* **Exercise task**:
Provide a single number: the count of lines containing the string "React".

* **Data excerpt**:
───

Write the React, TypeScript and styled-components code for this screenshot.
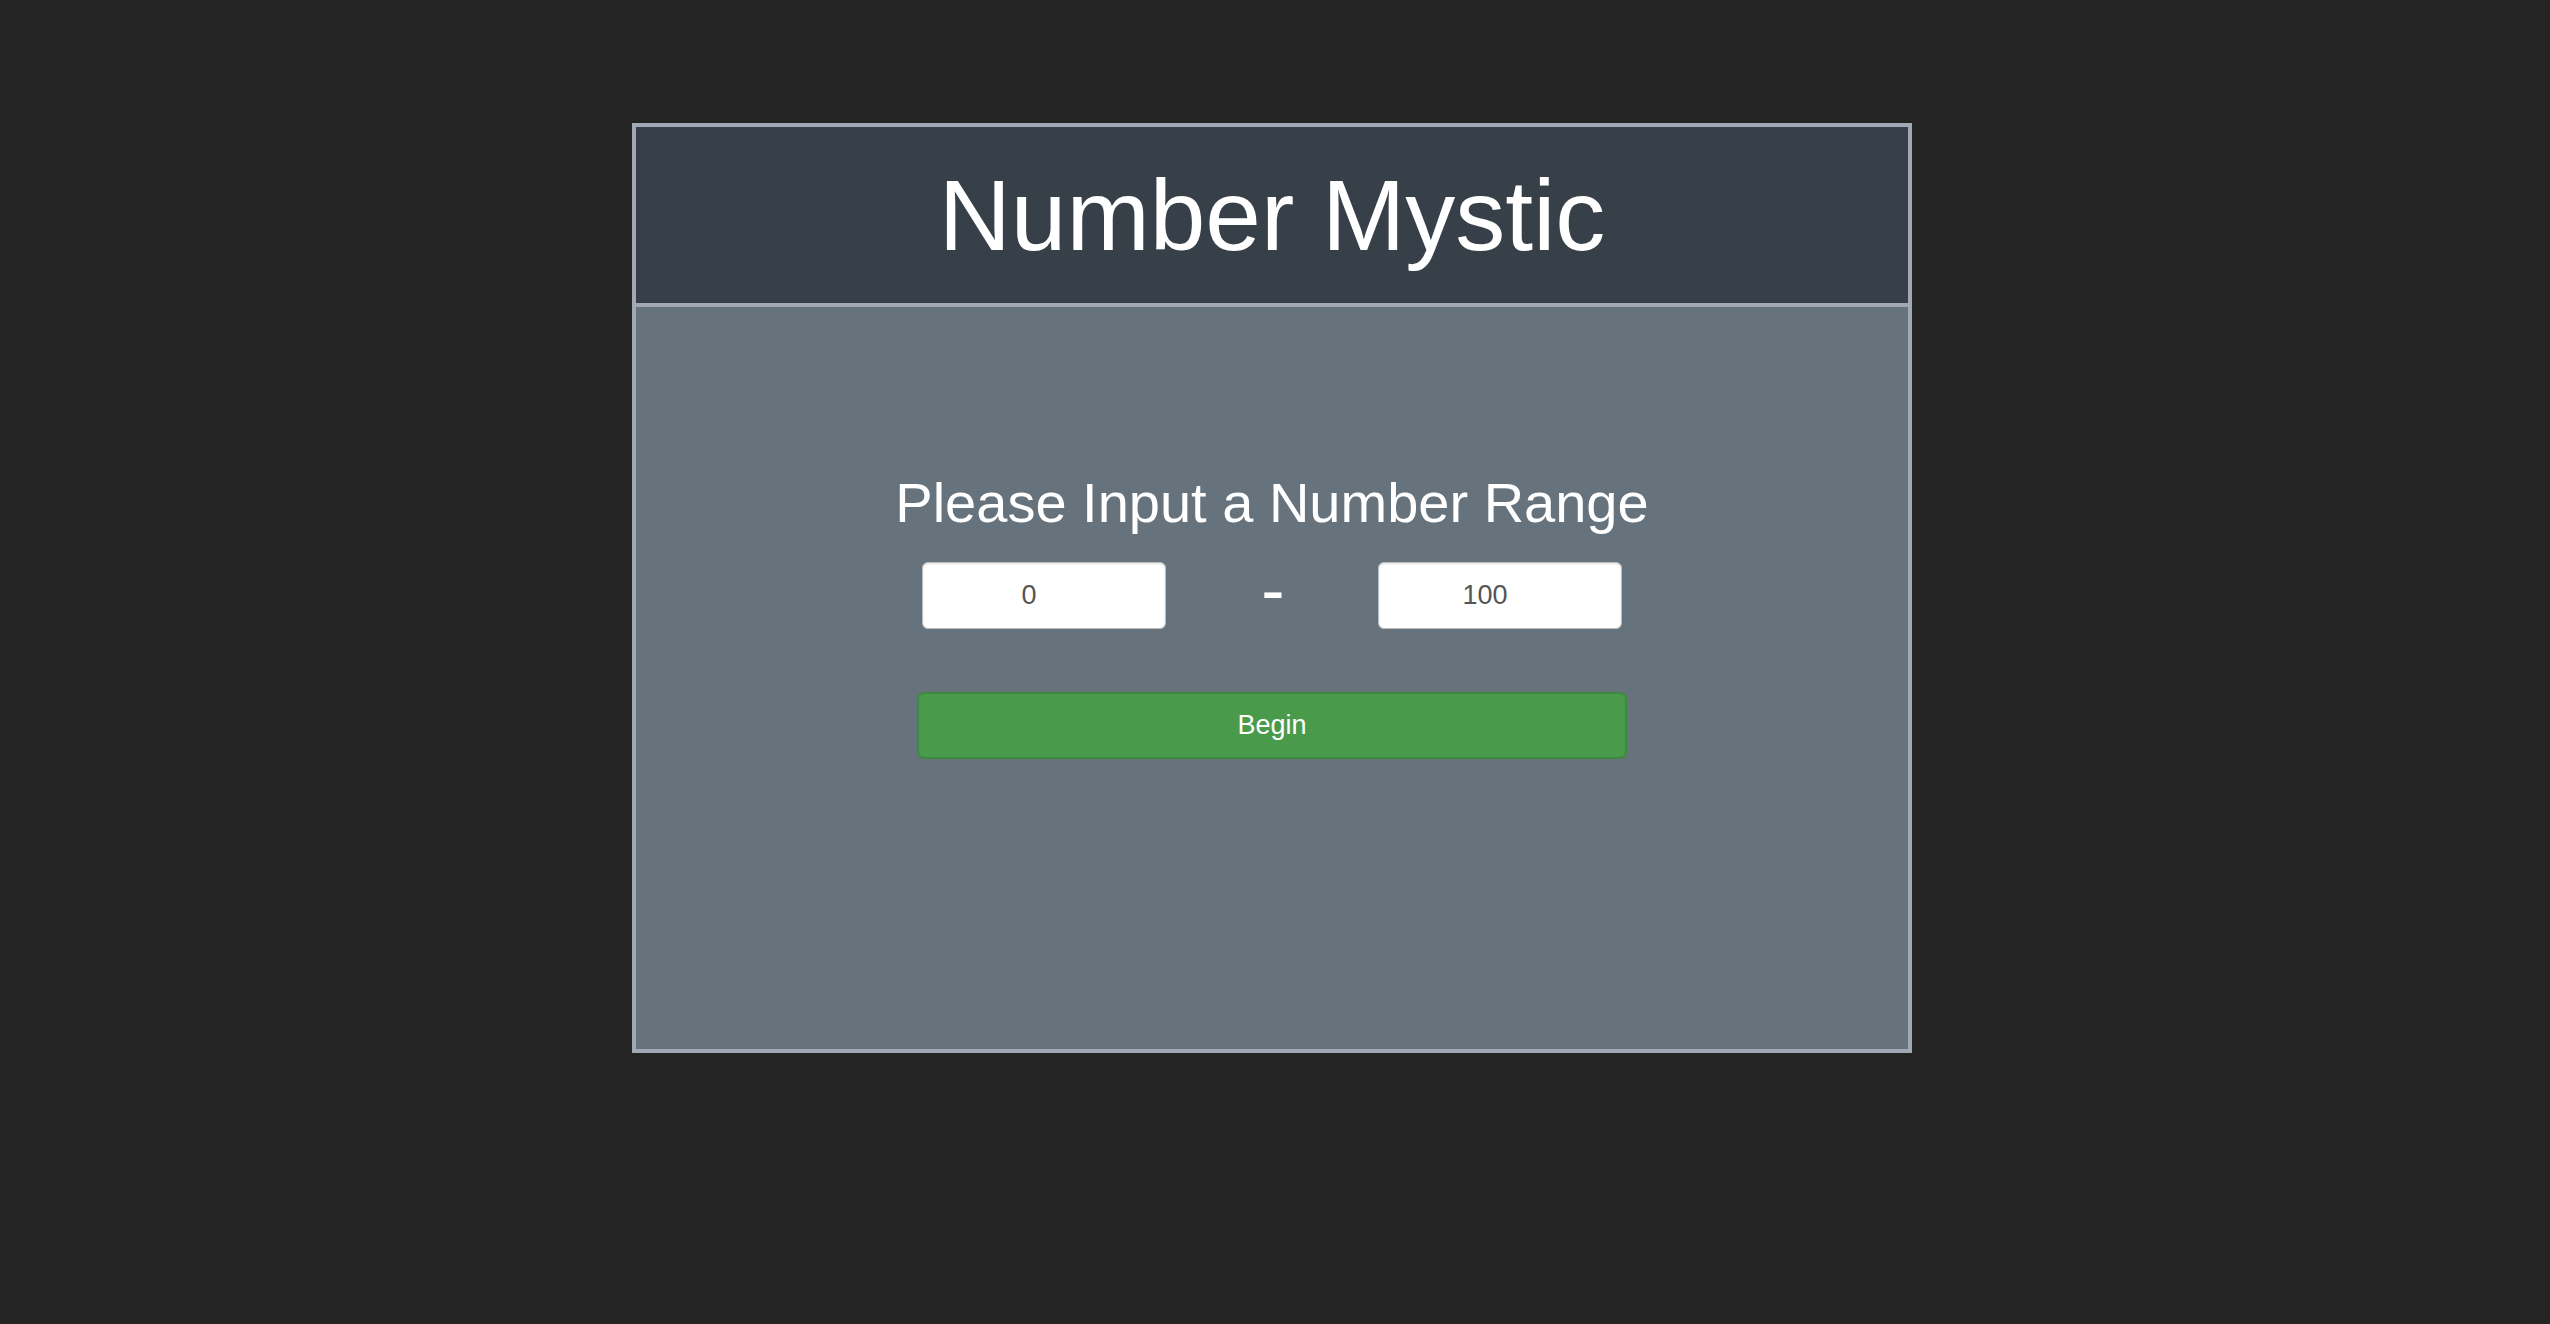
import React from "react";
import styled, { createGlobalStyle } from "styled-components";

const GlobalStyle = createGlobalStyle`
  html, body {
    margin: 0;
    padding: 0;
    background: #242424;
    font-family: "Liberation Sans", Arial, sans-serif;
  }
  * { box-sizing: border-box; }
`;

const Page = styled.div`
  display: flex;
  justify-content: center;
  padding: 123px 6px 0 0;
  min-height: 1324px;
`;

const Card = styled.div`
  width: 1280px;
  height: 930px;
  border: 4px solid #a3a9b4;
  display: flex;
  flex-direction: column;
`;

const Header = styled.header`
  height: 180px;
  flex: 0 0 auto;
  background: #373f48;
  border-bottom: 4px solid #a3a9b4;
  display: flex;
  align-items: center;
  justify-content: center;
`;

const Title = styled.h1`
  margin: 0;
  font-size: 100px;
  line-height: 1;
  font-weight: 400;
  color: #ffffff;
`;

const Body = styled.main`
  flex: 1;
  background: #66737c;
  display: flex;
  flex-direction: column;
  align-items: center;
  padding-top: 168px;
`;

const Prompt = styled.h2`
  margin: 0;
  font-size: 56px;
  line-height: 1;
  font-weight: 400;
  color: #ffffff;
`;

const RangeRow = styled.div`
  margin-top: 31px;
  width: 700px;
  height: 67px;
  display: grid;
  grid-template-columns: 244px 1fr 244px;
  align-items: center;
`;

const NumberInput = styled.input`
  height: 67px;
  width: 244px;
  border: 1px solid #bdbdbd;
  border-radius: 6px;
  background: #ffffff;
  box-shadow: inset 0 1px 2px rgba(0, 0, 0, 0.12);
  padding: 0 30px 0 0;
  text-align: center;
  font-family: "Liberation Sans", Arial, sans-serif;
  font-size: 27px;
  color: #555555;
  outline: none;
`;

const Dash = styled.span`
  text-align: center;
  font-size: 70px;
  line-height: 60px;
  color: #ffffff;
  transform: translate(1px, -6px);
`;

const BeginButton = styled.button`
  margin-top: 63px;
  width: 710px;
  height: 67px;
  background: #4a9a4c;
  border: 2px solid #3c8a3e;
  border-radius: 7px;
  color: #ffffff;
  font-family: "Liberation Sans", Arial, sans-serif;
  font-size: 27px;
  cursor: pointer;
`;

export default function App() {
  return (
    <>
      <GlobalStyle />
      <Page>
        <Card>
          <Header>
            <Title>Number Mystic</Title>
          </Header>
          <Body>
            <Prompt>Please Input a Number Range</Prompt>
            <RangeRow>
              <NumberInput type="text" defaultValue="0" />
              <Dash>-</Dash>
              <NumberInput type="text" defaultValue="100" />
            </RangeRow>
            <BeginButton>Begin</BeginButton>
          </Body>
        </Card>
      </Page>
    </>
  );
}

───

* **Exercise answer**:
2